Hoccleve, Regiment of Princes

So long a nyght ne felte I nevere noon
As was that same, to my jugement.
Whoso that thoghty is, is wo begoon;
The thoghtful wight is vessel of torment;
Ther nis no greef to him equipollent.
He graveth deepest of seeknesses alle:
Ful wo is him that in swich thoght is falle. (ll.78-84)

The narrator of the Regiment of Princes is preoccupied with wealth; specifically, we learn, he is worried about growing old and being unable to earn his salary at the privy seal. While he’s worried about not being able to do that labor someday, the labor he is able to do now is an equal part of his misery. He directly compares writing to physical labor:

With plow can I nat medlen ne with harwe,
Ne woot nat what lond good is for what corn,
And for to lade a cart or fille a barwe,
To which I nevere usid was toforn;
My bak unbuxum hath swich thyng forsworn,
At instaunce of wrytynge, his werreyour,
That stowpynge hath him spilt with his labour.
“Many men, fadir, weenen that wrytynge
No travaille is; they holde it but a game;
Aart hath no fo but swich folk unkonnynge.
But whoso list desporte him in that same,
Let him continue and he shal fynde it grame;
It is wel gretter labour than it seemeth (ll.981-93).

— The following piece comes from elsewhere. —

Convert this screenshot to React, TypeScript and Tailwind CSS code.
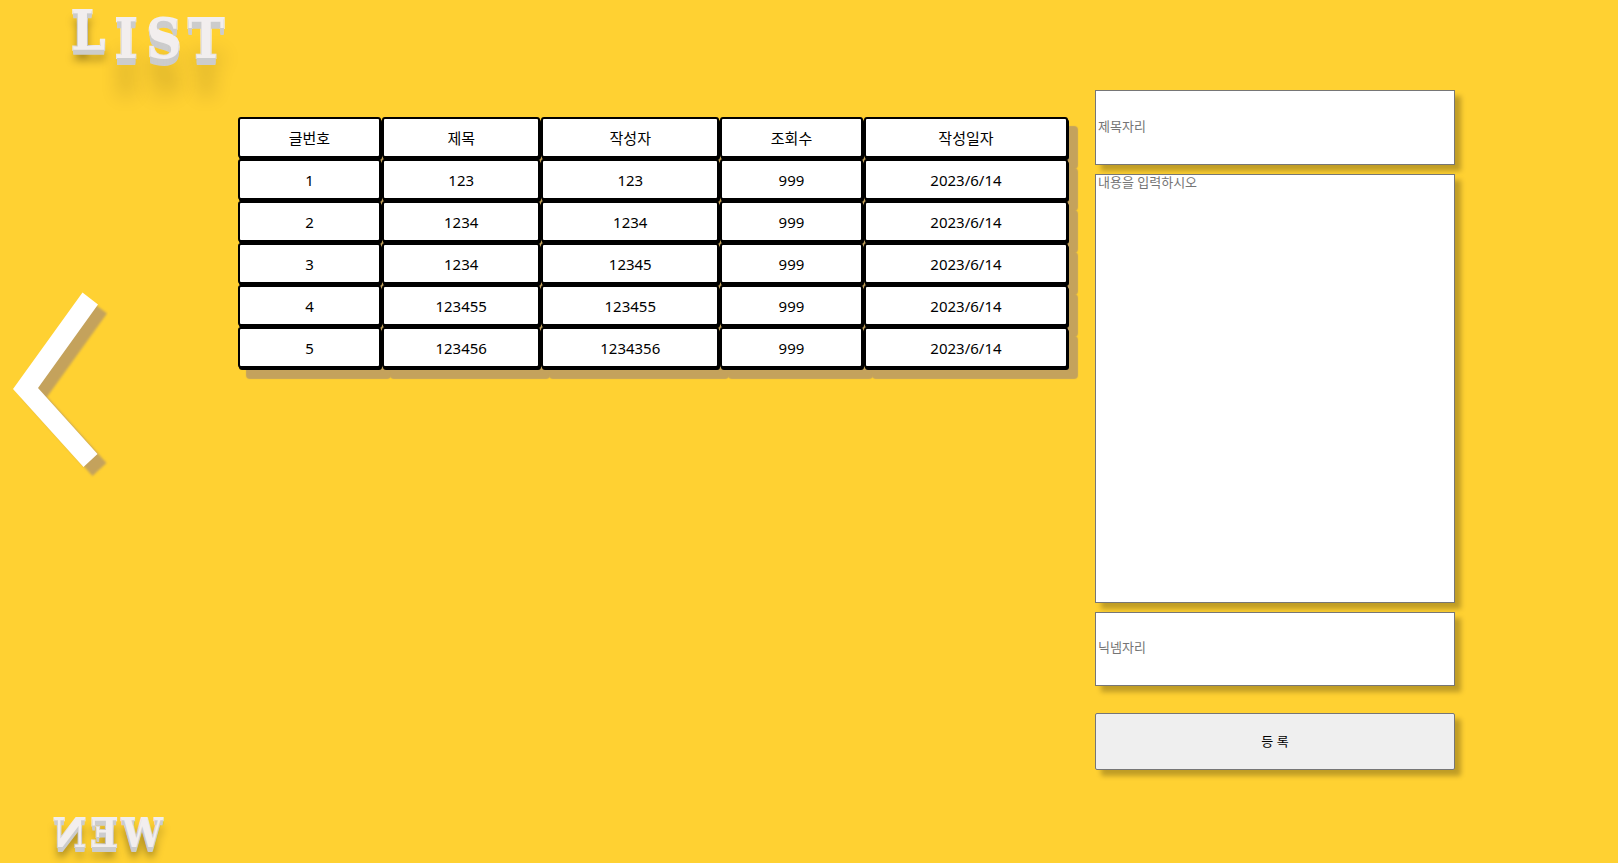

He then goes on to outline the cost, and even the danger, of writing to someone who has done it for a long time:

“Wrytyng also dooth grete annoyes thre,
Of which ful fewe folkes taken heede
Sauf we ourself, and thise, lo, they be:
Stommak is oon, whom stowpynge out of dreede
Annoyeth sore; and to our bakkes neede
Moot it be grevous; and the thridde oure yen
Upon the whyte mochil sorwe dryen.
“What man that three and twenti yeer and more
In wrytynge hath continued, as have I,
I dar wel seyn, it smertith him ful sore
In every veyne and place of his body;
And yen moost it greeveth, treewely,
Of any craft that man can ymagyne.
Fadir, in feith, it spilt hath wel ny myne.” (ll.1016-29).

Hoccleve is making a case that writing is physical labor. This is not about craft, although he doesn’t distinguish between pleasurable writing and writing for the Privy Seal. Extended labor wrecks havoc on the body, particularly on, interestingly, the stomach. Writers have to be solitary, they can’t talk or sing, and they have as much pain as laborers do. In addition, they are not living a life of the mind (as an image of a melancholy writer in the Renaissance might suggest); they are copying things, writing notices and petitions for a living. The portrait here is of work as a source of dread, where it is both connected to the labor of the earth (a farmer tending his crops and hurting his back in the process) and disconnected from it.

I guess this is one question I have when reading this text: how closely are the labor of writing (in this case, I’ll say clerical writing) and nature connected? Like the Complaint, emotions and also just scenery are very present in the first few stanzas. Knapp speaks to this connection between nature and anxiety, noting that feeling is spatialized through the phrasing of nature, as when Hoccleve stomps through the wo of his heart above (see my post on Knapp for more details). Also, something interesting noted in the introduction is that Thomas’s potential work in the PS included reading and presumably copying petitions. In her work on madness in medieval France, Alexandra Pfau notes that late medieval remission letters (in France) included a not-insignificant number of petitions based around madness, whether asking to accept someone back into the community or dealing with a crime. It makes me curious about what the content of the petitions Thomas was dealing with was and whether he would have come across similar material.

I am mostly just interested in the deep misery around work and the future-orientedness of that misery that comes through in this poem (and to a lesser extent in the Complaint). The misery of the text, or at least the prologue, has a lot to do with connections between anxiety and nature/agronomy. As the narrator says of his anxiety, “Whil thow art soul [solitary], thoght his wastyng[decaying] seed/ Sowith in thee” (ll. 200-2). It’s also worth noting how much the physicality of labor is emphasized: it has ruined the speaker’s body, wheras in the Series it has the potential to ruin his mind. Finally, I am curious about the word “regiment”, and if it has any connections to regimen– specifically regimens of health, the highly specific manuals physicians gave to their patients.